PREMIÈRE PARTIE - LES CONSÉQUENCES POUR LES COLLECTIVITÉS TERRITORIALES DE LA RÉVISION GÉNÉRALE DES POLITIQUES PUBLIQUES
A priori , les collectivités territoriales ne pourraient que se féliciter d'un processus qui a notamment produit la refonte des services déconcentrés.
Le Sénat, depuis plus de dix ans, dénonce la résistance de l'Etat jacobin à tirer les conséquences de la décentralisation initiée en 1982.
A l'occasion de la dernière réforme des collectivités territoriales, le rapporteur de la commission des lois, notre collègue, Jean-Patrick Courtois, rappelait que « la décentralisation, conçue dès son origine comme un moyen de rapprocher les décisions des citoyens et de promouvoir une organisation plus efficace des services publics, doit en effet s'accompagner d'un relatif effacement de l'Etat, appelé à se concentrer sur ses missions régaliennes » 4 ( * ) .

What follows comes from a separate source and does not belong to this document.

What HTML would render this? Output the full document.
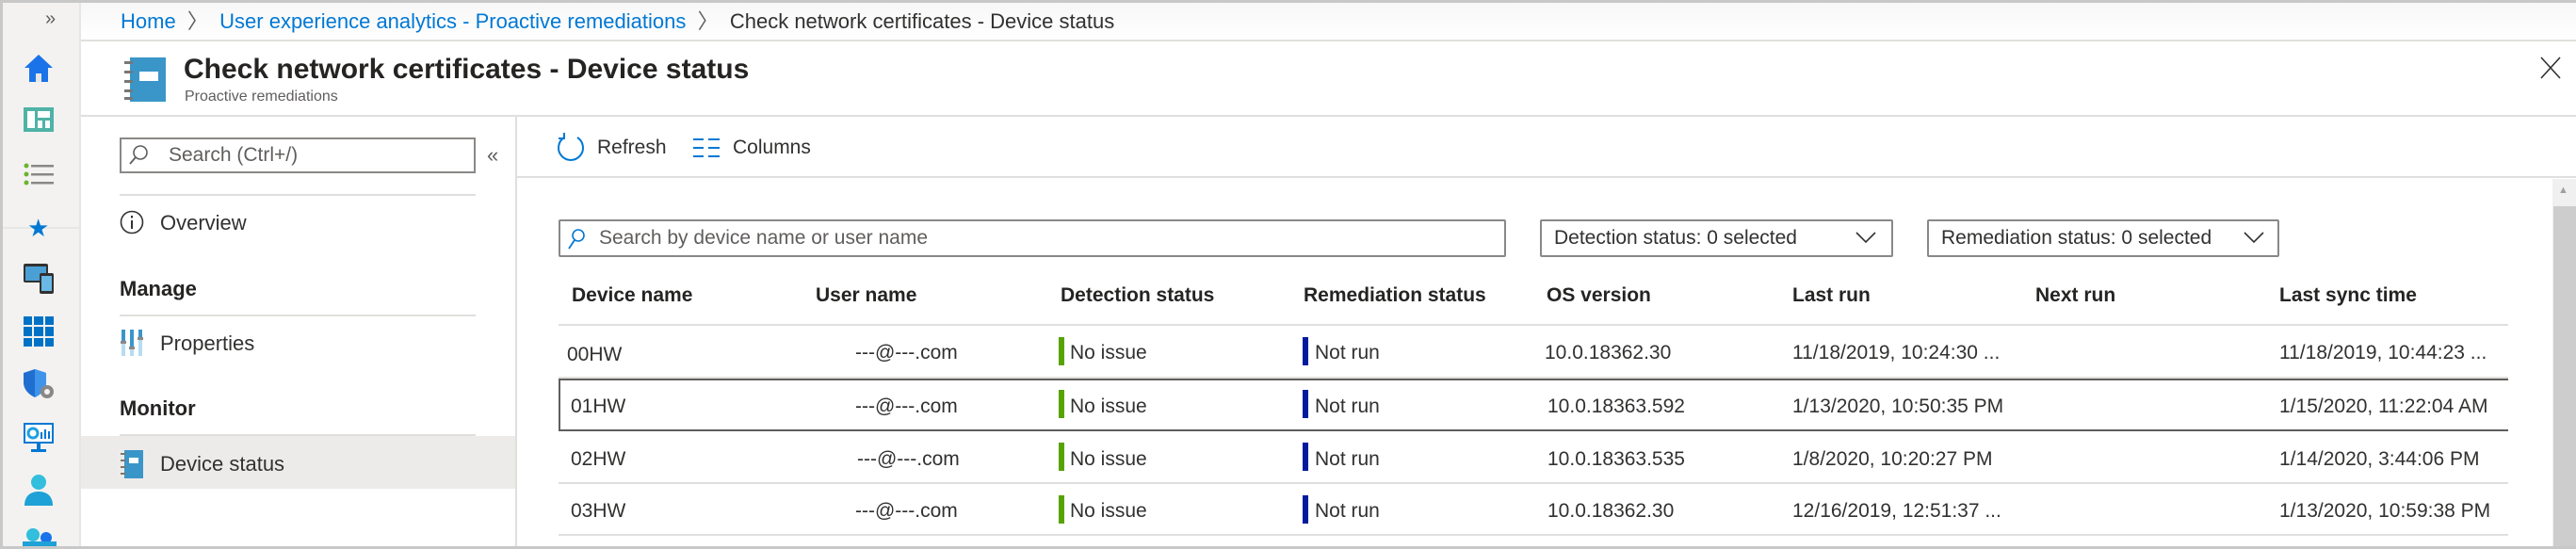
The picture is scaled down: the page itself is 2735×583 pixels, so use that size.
<!DOCTYPE html>
<html><head><meta charset="utf-8"><style>
*{margin:0;padding:0;box-sizing:border-box}
body{width:2735px;height:583px;overflow:hidden;background:#fff;font-family:"Liberation Sans",sans-serif;color:#323130;position:relative}
.a{position:absolute;white-space:nowrap}
.t{font-size:21px;line-height:24px}
.hd{font-size:21px;font-weight:bold;color:#252423}
.line{position:absolute;height:2px;background:#e1dfdd}
.bar{position:absolute;width:6px;height:30px}
</style></head><body>
<div class="a" style="left:0;top:0;width:2735px;height:3px;background:#c8c8c8"></div>
<div class="a" style="left:0;top:0;width:3px;height:583px;background:#c8c8c8"></div>
<div class="a" style="left:0;top:580px;width:2735px;height:3px;background:#c8c8c8"></div>
<div class="a" style="left:3px;top:3px;width:81px;height:577px;background:#f3f2f1"></div>
<div class="a" style="left:84px;top:3px;width:2px;height:577px;background:#e6e6e6"></div>
<div class="a" style="left:48px;top:9px;font-size:20px;color:#605e5c">»</div>
<div class="a" style="left:3px;top:241px;width:81px;height:2px;background:#e6e6e6"></div>
<svg class="a" style="left:24px;top:55px" width="34" height="34" viewBox="0 0 34 34"><path d="M17 3L2 17h5v15h7v-9h6v9h7V17h5z" fill="#1a73e8"/><rect x="14" y="23" width="6" height="9" fill="#e6e6e6"/></svg>
<svg class="a" style="left:25px;top:114px" width="32" height="26"><rect width="32" height="26" fill="#4fb3a6"/><rect x="4" y="4" width="8" height="18" fill="#fff"/><rect x="15" y="4" width="13" height="7" fill="#fff"/><rect x="15" y="14" width="5" height="8" fill="#fff"/><rect x="23" y="14" width="5" height="8" fill="#fff"/></svg>
<svg class="a" style="left:25px;top:172px" width="32" height="26"><circle cx="3" cy="4" r="2.5" fill="#6bb42d"/><circle cx="3" cy="13" r="2.5" fill="#6bb42d"/><circle cx="3" cy="22" r="2.5" fill="#6bb42d"/><rect x="8" y="3" width="24" height="2.5" fill="#8a8886"/><rect x="8" y="12" width="24" height="2.5" fill="#8a8886"/><rect x="8" y="21" width="24" height="2.5" fill="#8a8886"/></svg>
<div class="a" style="left:29px;top:227px;font-size:26px;color:#0078d4">★</div>
<svg class="a" style="left:25px;top:280px" width="32" height="32"><rect x="0" y="0" width="26" height="20" rx="2" fill="#323130"/><rect x="2" y="3" width="22" height="15" fill="#4aa0d5"/><rect x="17" y="10" width="15" height="22" rx="2" fill="#323130"/><rect x="19" y="13" width="11" height="16" fill="#69b8e5"/></svg>
<svg class="a" style="left:25px;top:336px" width="32" height="32" fill="#0072c6"><rect x="0" y="0" width="9" height="9"/><rect x="11" y="0" width="10" height="9"/><rect x="23" y="0" width="9" height="9"/><rect x="0" y="11" width="9" height="10"/><rect x="11" y="11" width="10" height="10"/><rect x="23" y="11" width="9" height="10"/><rect x="0" y="23" width="9" height="9"/><rect x="11" y="23" width="10" height="9"/><rect x="23" y="23" width="9" height="9"/></svg>
<svg class="a" style="left:24px;top:391px" width="36" height="34"><path d="M13 1L1 5v10c0 8 6 13 12 16 6-3 12-8 12-16V5z" fill="#1f6fd1"/><path d="M13 1v30c6-3 12-8 12-16V5z" fill="#3f94ea"/><circle cx="26" cy="25" r="7" fill="#8a8886"/><circle cx="26" cy="25" r="3" fill="#f3f2f1"/></svg>
<svg class="a" style="left:25px;top:449px" width="32" height="32"><rect width="32" height="22" fill="#0078d4"/><rect x="2" y="2" width="28" height="18" fill="#fff"/><circle cx="10" cy="11" r="5" fill="none" stroke="#1ea1e0" stroke-width="3"/><rect x="18" y="10" width="2" height="7" fill="#0078d4"/><rect x="22" y="7" width="2" height="10" fill="#0078d4"/><rect x="26" y="9" width="2" height="8" fill="#0078d4"/><rect x="14" y="22" width="4" height="6" fill="#0078d4"/><rect x="8" y="28" width="16" height="3" fill="#0078d4"/></svg>
<svg class="a" style="left:26px;top:503px" width="30" height="34"><circle cx="15" cy="9" r="8" fill="#32bedd"/><path d="M0 34c0-10 6-15 15-15s15 5 15 15z" fill="#1ea1d6"/></svg>
<svg class="a" style="left:24px;top:560px" width="36" height="20"><circle cx="11" cy="8" r="7" fill="#32bedd"/><circle cx="25" cy="11" r="6" fill="#1a73e8"/><rect x="0" y="15" width="36" height="5" fill="#1ea1d6"/></svg>
<div class="a" style="left:86px;top:3px;width:2649px;height:40px;background:linear-gradient(#f7f7f7,#fff)"></div>
<div class="a" style="left:86px;top:42px;width:2649px;height:2px;background:#e1dfdd"></div>
<div class="a" style="left:128px;top:9px;font-size:22px;line-height:28px;color:#0078d4">Home <span style="color:#605e5c">&nbsp;〉</span>&nbsp; User experience analytics - Proactive remediations <span style="color:#605e5c">&nbsp;〉</span>&nbsp; <span style="color:#323130">Check network certificates - Device status</span></div>
<svg class="a" style="left:132px;top:61px" width="44" height="47"><rect x="6" y="0" width="38" height="47" fill="#3a96c8"/><rect x="16" y="15" width="20" height="10" fill="#fff"/><g fill="#777"><rect x="0" y="4" width="9" height="3"/><rect x="0" y="14" width="9" height="3"/><rect x="0" y="24" width="9" height="3"/><rect x="0" y="34" width="9" height="3"/><rect x="0" y="42" width="9" height="3"/></g></svg>
<div class="a" style="left:195px;top:55px;font-size:30px;line-height:38px;font-weight:bold;color:#252423">Check network certificates - Device status</div>
<div class="a" style="left:196px;top:93px;font-size:16px;line-height:20px;color:#605e5c">Proactive remediations</div>
<svg class="a" style="left:2697px;top:60px" width="22" height="24"><path d="M1 1l20 22M21 1L1 23" stroke="#323130" stroke-width="1.6" fill="none"/></svg>
<div class="a" style="left:86px;top:122px;width:2649px;height:2px;background:#e1dfdd"></div>
<div class="a" style="left:547px;top:124px;width:2px;height:456px;background:#e1dfdd"></div>
<div class="a" style="left:127px;top:146px;width:378px;height:38px;border:2px solid #8a8886"></div>
<svg class="a" style="left:136px;top:153px" width="22" height="24"><circle cx="13" cy="9" r="7" fill="none" stroke="#605e5c" stroke-width="1.6"/><path d="M8 14L2 21" stroke="#605e5c" stroke-width="1.8"/></svg>
<div class="a" style="left:179px;top:153px;font-size:21px;color:#605e5c">Search (Ctrl+/)</div>
<div class="a" style="left:517px;top:152px;font-size:22px;color:#605e5c">«</div>
<div class="line" style="left:127px;top:206px;width:378px"></div>
<svg class="a" style="left:127px;top:223px" width="26" height="26"><circle cx="13" cy="13" r="11.5" fill="none" stroke="#323130" stroke-width="1.6"/><rect x="12" y="11" width="2" height="9" fill="#323130"/><rect x="12" y="6" width="2" height="2.5" fill="#323130"/></svg>
<div class="a t" style="left:170px;top:225px;font-size:22px">Overview</div>
<div class="a" style="left:127px;top:294px;font-size:22px;font-weight:bold;color:#252423">Manage</div>
<div class="line" style="left:127px;top:334px;width:378px"></div>
<svg class="a" style="left:128px;top:350px" width="24" height="28"><g fill="#b7dcef"><rect x="1" y="0" width="4" height="28"/><rect x="10" y="0" width="4" height="28"/><rect x="19" y="0" width="4" height="28"/></g><g fill="#3a96c8"><rect x="1" y="0" width="4" height="12"/><rect x="10" y="0" width="4" height="18"/><rect x="19" y="0" width="4" height="8"/></g><g fill="#8a8886"><rect x="0" y="12" width="6" height="3"/><rect x="9" y="18" width="6" height="3"/><rect x="18" y="8" width="6" height="3"/></g></svg>
<div class="a t" style="left:170px;top:353px;font-size:22px">Properties</div>
<div class="a" style="left:127px;top:421px;font-size:22px;font-weight:bold;color:#252423">Monitor</div>
<div class="line" style="left:127px;top:461px;width:378px"></div>
<div class="a" style="left:86px;top:463px;width:461px;height:56px;background:#edebe9"></div>
<svg class="a" style="left:128px;top:478px" width="24" height="30"><rect x="4" y="0" width="20" height="30" fill="#3a96c8"/><rect x="9" y="8" width="10" height="6" fill="#fff"/><g fill="#777"><rect x="0" y="3" width="6" height="2"/><rect x="0" y="10" width="6" height="2"/><rect x="0" y="17" width="6" height="2"/><rect x="0" y="24" width="6" height="2"/></g></svg>
<div class="a t" style="left:170px;top:481px;font-size:22px">Device status</div>
<svg class="a" style="left:590px;top:140px" width="32" height="32"><path d="M9 6A13 13 0 1 0 23 6" fill="none" stroke="#0078d4" stroke-width="2"/><path d="M9 1v6H3" fill="none" stroke="#0078d4" stroke-width="2"/></svg>
<div class="a t" style="left:634px;top:145px">Refresh</div>
<svg class="a" style="left:736px;top:146px" width="28" height="22" fill="#0078d4"><rect x="0" y="1" width="11" height="2"/><rect x="16" y="1" width="12" height="2"/><rect x="0" y="10" width="11" height="2"/><rect x="16" y="10" width="12" height="2"/><rect x="0" y="19" width="11" height="2"/><rect x="16" y="19" width="12" height="2"/></svg>
<div class="a t" style="left:778px;top:145px">Columns</div>
<div class="a" style="left:549px;top:187px;width:2186px;height:2px;background:#e1dfdd"></div>
<div class="a" style="left:2710px;top:190px;width:25px;height:390px;background:#f0f0f0"></div>
<div class="a" style="left:2711px;top:219px;width:24px;height:361px;background:#cdcdcd"></div>
<div class="a" style="left:2716px;top:196px;font-size:11px;color:#a0a0a0">▲</div>
<div class="a" style="left:593px;top:233px;width:1006px;height:40px;border:2px solid #8a8886;border-radius:2px"></div>
<svg class="a" style="left:601px;top:242px" width="22" height="24"><circle cx="13" cy="8" r="6" fill="none" stroke="#0078d4" stroke-width="1.6"/><path d="M9 13L3 22" stroke="#0078d4" stroke-width="1.8"/></svg>
<div class="a t" style="left:636px;top:241px;color:#605e5c">Search by device name or user name</div>
<div class="a" style="left:1635px;top:233px;width:375px;height:40px;border:2px solid #8a8886;border-radius:2px"></div>
<div class="a t" style="left:1650px;top:241px;color:#323130">Detection status: 0 selected</div>
<svg class="a" style="left:1970px;top:245px" width="22" height="14"><path d="M1 2l10 10L21 2" fill="none" stroke="#323130" stroke-width="1.6"/></svg>
<div class="a" style="left:2046px;top:233px;width:374px;height:40px;border:2px solid #8a8886;border-radius:2px"></div>
<div class="a t" style="left:2061px;top:241px;color:#323130">Remediation status: 0 selected</div>
<svg class="a" style="left:2382px;top:245px" width="22" height="14"><path d="M1 2l10 10L21 2" fill="none" stroke="#323130" stroke-width="1.6"/></svg>
<div class="a hd" style="left:607px;top:302px">Device name</div>
<div class="a hd" style="left:866px;top:302px">User name</div>
<div class="a hd" style="left:1126px;top:302px">Detection status</div>
<div class="a hd" style="left:1384px;top:302px">Remediation status</div>
<div class="a hd" style="left:1642px;top:302px">OS version</div>
<div class="a hd" style="left:1903px;top:302px">Last run</div>
<div class="a hd" style="left:2161px;top:302px">Next run</div>
<div class="a hd" style="left:2420px;top:302px">Last sync time</div>
<div class="line" style="left:593px;top:344px;width:2070px"></div>
<div class="line" style="left:593px;top:400px;width:2070px"></div>
<div class="a" style="left:593px;top:402px;width:2070px;height:56px;border:2px solid #605e5c;border-right:none"></div>
<div class="line" style="left:593px;top:512px;width:2070px"></div>
<div class="line" style="left:593px;top:567px;width:2070px"></div>

<div class="a t" style="left:602px;top:365px">00HW</div>
<div class="a t" style="left:908px;top:363px">---@---.com</div>
<div class="bar" style="left:1124px;top:358px;background:#57a300"></div><div class="a t" style="left:1136px;top:363px">No issue</div>
<div class="bar" style="left:1383px;top:358px;background:#001c9c"></div><div class="a t" style="left:1396px;top:363px">Not run</div>
<div class="a t" style="left:1640px;top:363px">10.0.18362.30</div>
<div class="a t" style="left:1903px;top:363px">11/18/2019, 10:24:30 ...</div>
<div class="a t" style="left:2420px;top:363px">11/18/2019, 10:44:23 ...</div>

<div class="a t" style="left:606px;top:420px">01HW</div>
<div class="a t" style="left:908px;top:420px">---@---.com</div>
<div class="bar" style="left:1124px;top:414px;background:#57a300"></div><div class="a t" style="left:1136px;top:420px">No issue</div>
<div class="bar" style="left:1383px;top:414px;background:#001c9c"></div><div class="a t" style="left:1396px;top:420px">Not run</div>
<div class="a t" style="left:1643px;top:420px">10.0.18363.592</div>
<div class="a t" style="left:1903px;top:420px">1/13/2020, 10:50:35 PM</div>
<div class="a t" style="left:2420px;top:420px">1/15/2020, 11:22:04 AM</div>

<div class="a t" style="left:606px;top:476px">02HW</div>
<div class="a t" style="left:910px;top:476px">---@---.com</div>
<div class="bar" style="left:1124px;top:470px;background:#57a300"></div><div class="a t" style="left:1136px;top:476px">No issue</div>
<div class="bar" style="left:1383px;top:470px;background:#001c9c"></div><div class="a t" style="left:1396px;top:476px">Not run</div>
<div class="a t" style="left:1643px;top:476px">10.0.18363.535</div>
<div class="a t" style="left:1903px;top:476px">1/8/2020, 10:20:27 PM</div>
<div class="a t" style="left:2420px;top:476px">1/14/2020, 3:44:06 PM</div>

<div class="a t" style="left:606px;top:531px">03HW</div>
<div class="a t" style="left:908px;top:531px">---@---.com</div>
<div class="bar" style="left:1124px;top:526px;background:#57a300"></div><div class="a t" style="left:1136px;top:531px">No issue</div>
<div class="bar" style="left:1383px;top:526px;background:#001c9c"></div><div class="a t" style="left:1396px;top:531px">Not run</div>
<div class="a t" style="left:1643px;top:531px">10.0.18362.30</div>
<div class="a t" style="left:1903px;top:531px">12/16/2019, 12:51:37 ...</div>
<div class="a t" style="left:2420px;top:531px">1/13/2020, 10:59:38 PM</div>
</body></html>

Il faut aussi que l'organisation de l'Etat réponde aux besoins de proximité des collectivités territoriales dans leur dialogue mutuel et de sécurité juridique dans la mise en oeuvre de leurs compétences.
La RGPP permet-elle de satisfaire ces impératifs ?
Pour répondre à cette question, il faut à la fois examiner le cadre général dans lequel cette réforme a été conçue et évaluer dans quelle mesure sa mise en oeuvre peut avoir des répercussions sur le fonctionnement des collectivités territoriales et l'accomplissement de leurs missions.
CHAPITRE I - LE CADRE GÉNÉRAL DE LA RÉVISION GÉNÉRALE DES POLITIQUES PUBLIQUES
La RGPP se présente comme une réflexion globale -depuis longtemps attendue- sur la place, les missions et les actions de l'Etat.
Peut-elle néanmoins être conçue sans que soient associés à la démarche les autres acteurs qui concourent également à la mise en oeuvre des politiques publiques, au premier rang desquels s'imposent les collectivités territoriales ?
I. DES OBJECTIFS AMBITIEUX
« Equité, continuité, rigueur, équilibre, voilà les principes au service de cette réforme d'ampleur » déclarait son rapporteur général, M. François Baroin, ministre du budget, des comptes publics, de la fonction publique et de la réforme de l'Etat, lors de son audition par la mission d'information le 16 février 2011.
Lancée le 20 juin 2007, la révision générale des politiques publiques (RGPP) est présentée comme une « démarche radicalement nouvelle » et globale de modernisation de l'Etat.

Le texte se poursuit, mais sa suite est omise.